→ **The request**
Repeat every line exactly, keeping the pictures out of the copy.

→ **Data section**
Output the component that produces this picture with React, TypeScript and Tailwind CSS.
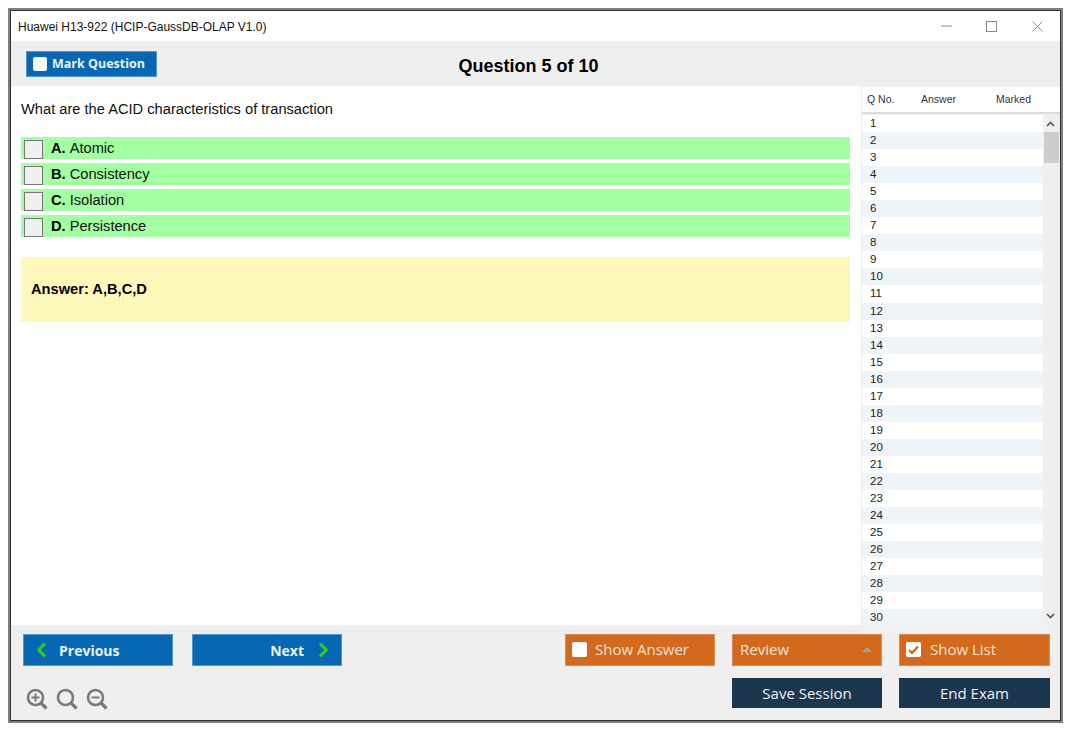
import React from "react";

const arial = "[font-family:'Liberation_Sans',Arial,sans-serif]";
const ui = "[font-family:'Open_Sans','Noto_Sans',sans-serif]";

function Zoom({ kind }: { kind: "in" | "none" | "out" }) {
  return (
    <svg width="22" height="22" viewBox="0 0 22 22" fill="none" stroke="#7a7a7a">
      <circle cx="9.5" cy="9.5" r="7.5" strokeWidth="2.6" />
      <path d="M15 15l5.5 5.5" strokeWidth="3.2" />
      {kind !== "none" && <path d="M5.5 9.5h8" strokeWidth="2" />}
      {kind === "in" && <path d="M9.5 5.5v8" strokeWidth="2" />}
    </svg>
  );
}

function Chevron({ dir }: { dir: "l" | "r" }) {
  return (
    <svg width="11" height="16" viewBox="0 0 11 16" fill="none" stroke="#2ecb23" strokeWidth="3.2">
      <path d={dir === "l" ? "M9 1.5L2.8 8 9 14.5" : "M2 1.5L8.2 8 2 14.5"} />
    </svg>
  );
}

function Box({ checked }: { checked?: boolean }) {
  return (
    <span className="w-[15px] h-[15px] rounded-[2px] bg-white flex items-center justify-center shrink-0">
      {checked && (
        <svg width="11" height="10" viewBox="0 0 11 10" fill="none" stroke="#d2691f" strokeWidth="2.4">
          <path d="M1 5l3 3 6-6.5" />
        </svg>
      )}
    </span>
  );
}

const options = [
  ["A.", "Atomic"],
  ["B.", "Consistency"],
  ["C.", "Isolation"],
  ["D.", "Persistence"],
];

const orange = `h-[32px] w-[150px] bg-[#d2691f] border border-[#e08a4d] flex items-center pb-[1px] text-[15px] text-[#f6e3d4] ${ui}`;
const dark = `h-[30px] w-[150px] bg-[#1c374d] flex items-center justify-center text-[15px] text-[#eef2f5] ${ui}`;
const blue = `h-[32px] w-[150px] bg-[#0767b3] border border-[#4f97cf] flex items-center text-[14px] font-bold text-[#e8f2fa] ${ui}`;

export default function App() {
  return (
    <div className="w-[1075px] h-[735px] bg-white pt-[8px] pl-[8px]">
      <div className="w-[1055px] h-[715px] border-[2px] border-[#7f7f7f]">
        <div className="w-full h-full border border-[#2f2f2f] flex flex-col bg-white">
          {/* title bar */}
          <div className="h-[30px] flex items-center shrink-0 pl-[7px] relative">
            <span className={`text-[12px] pt-[1px] text-[#111] ${arial}`}>Huawei H13-922 (HCIP-GaussDB-OLAP V1.0)</span>
            <div className="ml-auto flex items-center h-full">
              <svg width="11" height="2" viewBox="0 0 11 2" className="mr-[34px]"><path d="M0 1h11" stroke="#8a8a8a" /></svg>
              <svg width="11" height="11" viewBox="0 0 11 11" className="mr-[35px]"><rect x="0.5" y="0.5" width="10" height="10" fill="none" stroke="#8a8a8a" /></svg>
              <svg width="11" height="11" viewBox="0 0 11 11" className="mr-[17px]"><path d="M0.5 0.5l10 10M10.5 0.5l-10 10" stroke="#8a8a8a" /></svg>
            </div>
          </div>
          {/* toolbar */}
          <div className="h-[45px] bg-[#efefef] flex items-center shrink-0 relative pl-[15px]">
            <div className={`w-[131px] h-[26px] mt-[1px] bg-[#0767b3] border border-[#4f97cf] flex items-center pl-[6px] gap-[5px] text-[12.5px] font-bold text-[#e8f2fa] ${ui}`}>
              <span className="w-[14px] h-[14px] rounded-[2px] bg-white shrink-0" />
              Mark Question
            </div>
            <div className={`flex-1 text-center text-[18px] font-bold text-black pr-[160px] mt-[5px] ${arial}`}>Question 5 of 10</div>
          </div>
          {/* body */}
          <div className="flex-1 flex min-h-0">
            <div className={`w-[850px] pl-[10px] pr-[11px] ${arial}`}>
              <div className="h-[51px] pt-[14px] text-[14.67px] leading-[18px] text-[#111]">What are the ACID characteristics of transaction</div>
              <div className="flex flex-col gap-[4px]">
                {options.map(([l, t]) => (
                  <div key={l} className="h-[22px] bg-[#a2ffa2] flex items-start pl-[3px] text-[14.67px] leading-[23px] text-[#111]">
                    <span className="w-[19px] h-[19px] mt-[3px] bg-[#efefef] border border-[#777] shrink-0" />
                    <span className="ml-[8px] font-bold text-black mr-[4px]">{l}</span>
                    {t}
                  </div>
                ))}
              </div>
              <div className="mt-[20px] h-[65px] bg-[#fff8bb] flex items-center pl-[10px] pb-[2px] text-[14.67px] font-bold text-black">Answer: A,B,C,D</div>
            </div>
            {/* list */}
            <div className={`flex-1 flex flex-col min-w-0 pl-[1px] bg-[#efefef] ${arial}`}>
              <div className="h-[27px] mt-[1px] bg-white border-b-[2px] border-[#dcdcdc] flex items-center text-[10.5px] text-[#333] shrink-0">
                <span className="w-[59px] pl-[5px]">Q No.</span>
                <span className="w-[75px]">Answer</span>
                <span>Marked</span>
              </div>
              <div className="flex-1 mt-[1px] flex min-h-0">
                <div className="w-[181px] h-[511px] overflow-hidden border-b-[1px] border-[#dcdcdc]">
                  {Array.from({ length: 30 }, (_, i) => (
                    <div key={i} className={`h-[17.05px] pl-[8px] text-[11.5px] leading-[17px] text-[#222] ${i % 2 ? "bg-[#eff4f8]" : "bg-white"}`}>{i + 1}</div>
                  ))}
                </div>
                <div className="flex-1 relative bg-[#efefef]">
                  <svg width="9" height="6" viewBox="0 0 9 6" className="absolute left-[3px] top-[6px]"><path d="M1 5l3.5-3.5L8 5" fill="none" stroke="#555" strokeWidth="1.6" /></svg>
                  <div className="absolute left-[1px] right-[1px] top-[17px] h-[31px] bg-[#cdcdcd]" />
                  <svg width="9" height="6" viewBox="0 0 9 6" className="absolute left-[3px] top-[498px]"><path d="M1 1l3.5 3.5L8 1" fill="none" stroke="#555" strokeWidth="1.6" /></svg>
                </div>
              </div>
            </div>
          </div>
          {/* footer */}
          <div className="h-[95px] bg-[#efefef] shrink-0 flex justify-between pl-[12px] pr-[10px] pt-[9px]">
            <div className="flex flex-col">
              <div className="flex gap-[19px]">
                <div className={`${blue} pl-[12px]`}><Chevron dir="l" /><span className="ml-[12px]">Previous</span></div>
                <div className={`${blue} justify-end pr-[12px]`}><span className="mr-[14px]">Next</span><Chevron dir="r" /></div>
              </div>
              <div className="flex gap-[8px] mt-[22px] ml-[3px]">
                <Zoom kind="in" />
                <Zoom kind="none" />
                <Zoom kind="out" />
              </div>
            </div>
            <div className="flex flex-col gap-[12px]">
              <div className="flex gap-[17px]">
                <div className={`${orange} pl-[6px]`}><Box /><span className="ml-[8px]">Show Answer</span></div>
                <div className={`${orange} pl-[7px] pr-[9px] justify-between`}>
                  <span>Review</span>
                  <span className="w-0 h-0 border-x-[5px] border-x-transparent border-b-[5px] border-b-[#a9a097]" />
                </div>
                <div className={`${orange} w-[151px] pl-[6px]`}><Box checked /><span className="ml-[9px]">Show List</span></div>
              </div>
              <div className="flex gap-[17px] justify-end">
                <div className={dark}>Save Session</div>
                <div className={`${dark} w-[151px]`}>End Exam</div>
              </div>
            </div>
          </div>
        </div>
      </div>
    </div>
  );
}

→ **Exercise response**
Output the component that produces this picture with React, TypeScript and Tailwind CSS.
import React from "react";

const arial = "[font-family:'Liberation_Sans',Arial,sans-serif]";
const ui = "[font-family:'Open_Sans','Noto_Sans',sans-serif]";

function Zoom({ kind }: { kind: "in" | "none" | "out" }) {
  return (
    <svg width="22" height="22" viewBox="0 0 22 22" fill="none" stroke="#7a7a7a">
      <circle cx="9.5" cy="9.5" r="7.5" strokeWidth="2.6" />
      <path d="M15 15l5.5 5.5" strokeWidth="3.2" />
      {kind !== "none" && <path d="M5.5 9.5h8" strokeWidth="2" />}
      {kind === "in" && <path d="M9.5 5.5v8" strokeWidth="2" />}
    </svg>
  );
}

function Chevron({ dir }: { dir: "l" | "r" }) {
  return (
    <svg width="11" height="16" viewBox="0 0 11 16" fill="none" stroke="#2ecb23" strokeWidth="3.2">
      <path d={dir === "l" ? "M9 1.5L2.8 8 9 14.5" : "M2 1.5L8.2 8 2 14.5"} />
    </svg>
  );
}

function Box({ checked }: { checked?: boolean }) {
  return (
    <span className="w-[15px] h-[15px] rounded-[2px] bg-white flex items-center justify-center shrink-0">
      {checked && (
        <svg width="11" height="10" viewBox="0 0 11 10" fill="none" stroke="#d2691f" strokeWidth="2.4">
          <path d="M1 5l3 3 6-6.5" />
        </svg>
      )}
    </span>
  );
}

const options = [
  ["A.", "Atomic"],
  ["B.", "Consistency"],
  ["C.", "Isolation"],
  ["D.", "Persistence"],
];

const orange = `h-[32px] w-[150px] bg-[#d2691f] border border-[#e08a4d] flex items-center pb-[1px] text-[15px] text-[#f6e3d4] ${ui}`;
const dark = `h-[30px] w-[150px] bg-[#1c374d] flex items-center justify-center text-[15px] text-[#eef2f5] ${ui}`;
const blue = `h-[32px] w-[150px] bg-[#0767b3] border border-[#4f97cf] flex items-center text-[14px] font-bold text-[#e8f2fa] ${ui}`;

export default function App() {
  return (
    <div className="w-[1075px] h-[735px] bg-white pt-[8px] pl-[8px]">
      <div className="w-[1055px] h-[715px] border-[2px] border-[#7f7f7f]">
        <div className="w-full h-full border border-[#2f2f2f] flex flex-col bg-white">
          {/* title bar */}
          <div className="h-[30px] flex items-center shrink-0 pl-[7px] relative">
            <span className={`text-[12px] pt-[1px] text-[#111] ${arial}`}>Huawei H13-922 (HCIP-GaussDB-OLAP V1.0)</span>
            <div className="ml-auto flex items-center h-full">
              <svg width="11" height="2" viewBox="0 0 11 2" className="mr-[34px]"><path d="M0 1h11" stroke="#8a8a8a" /></svg>
              <svg width="11" height="11" viewBox="0 0 11 11" className="mr-[35px]"><rect x="0.5" y="0.5" width="10" height="10" fill="none" stroke="#8a8a8a" /></svg>
              <svg width="11" height="11" viewBox="0 0 11 11" className="mr-[17px]"><path d="M0.5 0.5l10 10M10.5 0.5l-10 10" stroke="#8a8a8a" /></svg>
            </div>
          </div>
          {/* toolbar */}
          <div className="h-[45px] bg-[#efefef] flex items-center shrink-0 relative pl-[15px]">
            <div className={`w-[131px] h-[26px] mt-[1px] bg-[#0767b3] border border-[#4f97cf] flex items-center pl-[6px] gap-[5px] text-[12.5px] font-bold text-[#e8f2fa] ${ui}`}>
              <span className="w-[14px] h-[14px] rounded-[2px] bg-white shrink-0" />
              Mark Question
            </div>
            <div className={`flex-1 text-center text-[18px] font-bold text-black pr-[160px] mt-[5px] ${arial}`}>Question 5 of 10</div>
          </div>
          {/* body */}
          <div className="flex-1 flex min-h-0">
            <div className={`w-[850px] pl-[10px] pr-[11px] ${arial}`}>
              <div className="h-[51px] pt-[14px] text-[14.67px] leading-[18px] text-[#111]">What are the ACID characteristics of transaction</div>
              <div className="flex flex-col gap-[4px]">
                {options.map(([l, t]) => (
                  <div key={l} className="h-[22px] bg-[#a2ffa2] flex items-start pl-[3px] text-[14.67px] leading-[23px] text-[#111]">
                    <span className="w-[19px] h-[19px] mt-[3px] bg-[#efefef] border border-[#777] shrink-0" />
                    <span className="ml-[8px] font-bold text-black mr-[4px]">{l}</span>
                    {t}
                  </div>
                ))}
              </div>
              <div className="mt-[20px] h-[65px] bg-[#fff8bb] flex items-center pl-[10px] pb-[2px] text-[14.67px] font-bold text-black">Answer: A,B,C,D</div>
            </div>
            {/* list */}
            <div className={`flex-1 flex flex-col min-w-0 pl-[1px] bg-[#efefef] ${arial}`}>
              <div className="h-[27px] mt-[1px] bg-white border-b-[2px] border-[#dcdcdc] flex items-center text-[10.5px] text-[#333] shrink-0">
                <span className="w-[59px] pl-[5px]">Q No.</span>
                <span className="w-[75px]">Answer</span>
                <span>Marked</span>
              </div>
              <div className="flex-1 mt-[1px] flex min-h-0">
                <div className="w-[181px] h-[511px] overflow-hidden border-b-[1px] border-[#dcdcdc]">
                  {Array.from({ length: 30 }, (_, i) => (
                    <div key={i} className={`h-[17.05px] pl-[8px] text-[11.5px] leading-[17px] text-[#222] ${i % 2 ? "bg-[#eff4f8]" : "bg-white"}`}>{i + 1}</div>
                  ))}
                </div>
                <div className="flex-1 relative bg-[#efefef]">
                  <svg width="9" height="6" viewBox="0 0 9 6" className="absolute left-[3px] top-[6px]"><path d="M1 5l3.5-3.5L8 5" fill="none" stroke="#555" strokeWidth="1.6" /></svg>
                  <div className="absolute left-[1px] right-[1px] top-[17px] h-[31px] bg-[#cdcdcd]" />
                  <svg width="9" height="6" viewBox="0 0 9 6" className="absolute left-[3px] top-[498px]"><path d="M1 1l3.5 3.5L8 1" fill="none" stroke="#555" strokeWidth="1.6" /></svg>
                </div>
              </div>
            </div>
          </div>
          {/* footer */}
          <div className="h-[95px] bg-[#efefef] shrink-0 flex justify-between pl-[12px] pr-[10px] pt-[9px]">
            <div className="flex flex-col">
              <div className="flex gap-[19px]">
                <div className={`${blue} pl-[12px]`}><Chevron dir="l" /><span className="ml-[12px]">Previous</span></div>
                <div className={`${blue} justify-end pr-[12px]`}><span className="mr-[14px]">Next</span><Chevron dir="r" /></div>
              </div>
              <div className="flex gap-[8px] mt-[22px] ml-[3px]">
                <Zoom kind="in" />
                <Zoom kind="none" />
                <Zoom kind="out" />
              </div>
            </div>
            <div className="flex flex-col gap-[12px]">
              <div className="flex gap-[17px]">
                <div className={`${orange} pl-[6px]`}><Box /><span className="ml-[8px]">Show Answer</span></div>
                <div className={`${orange} pl-[7px] pr-[9px] justify-between`}>
                  <span>Review</span>
                  <span className="w-0 h-0 border-x-[5px] border-x-transparent border-b-[5px] border-b-[#a9a097]" />
                </div>
                <div className={`${orange} w-[151px] pl-[6px]`}><Box checked /><span className="ml-[9px]">Show List</span></div>
              </div>
              <div className="flex gap-[17px] justify-end">
                <div className={dark}>Save Session</div>
                <div className={`${dark} w-[151px]`}>End Exam</div>
              </div>
            </div>
          </div>
        </div>
      </div>
    </div>
  );
}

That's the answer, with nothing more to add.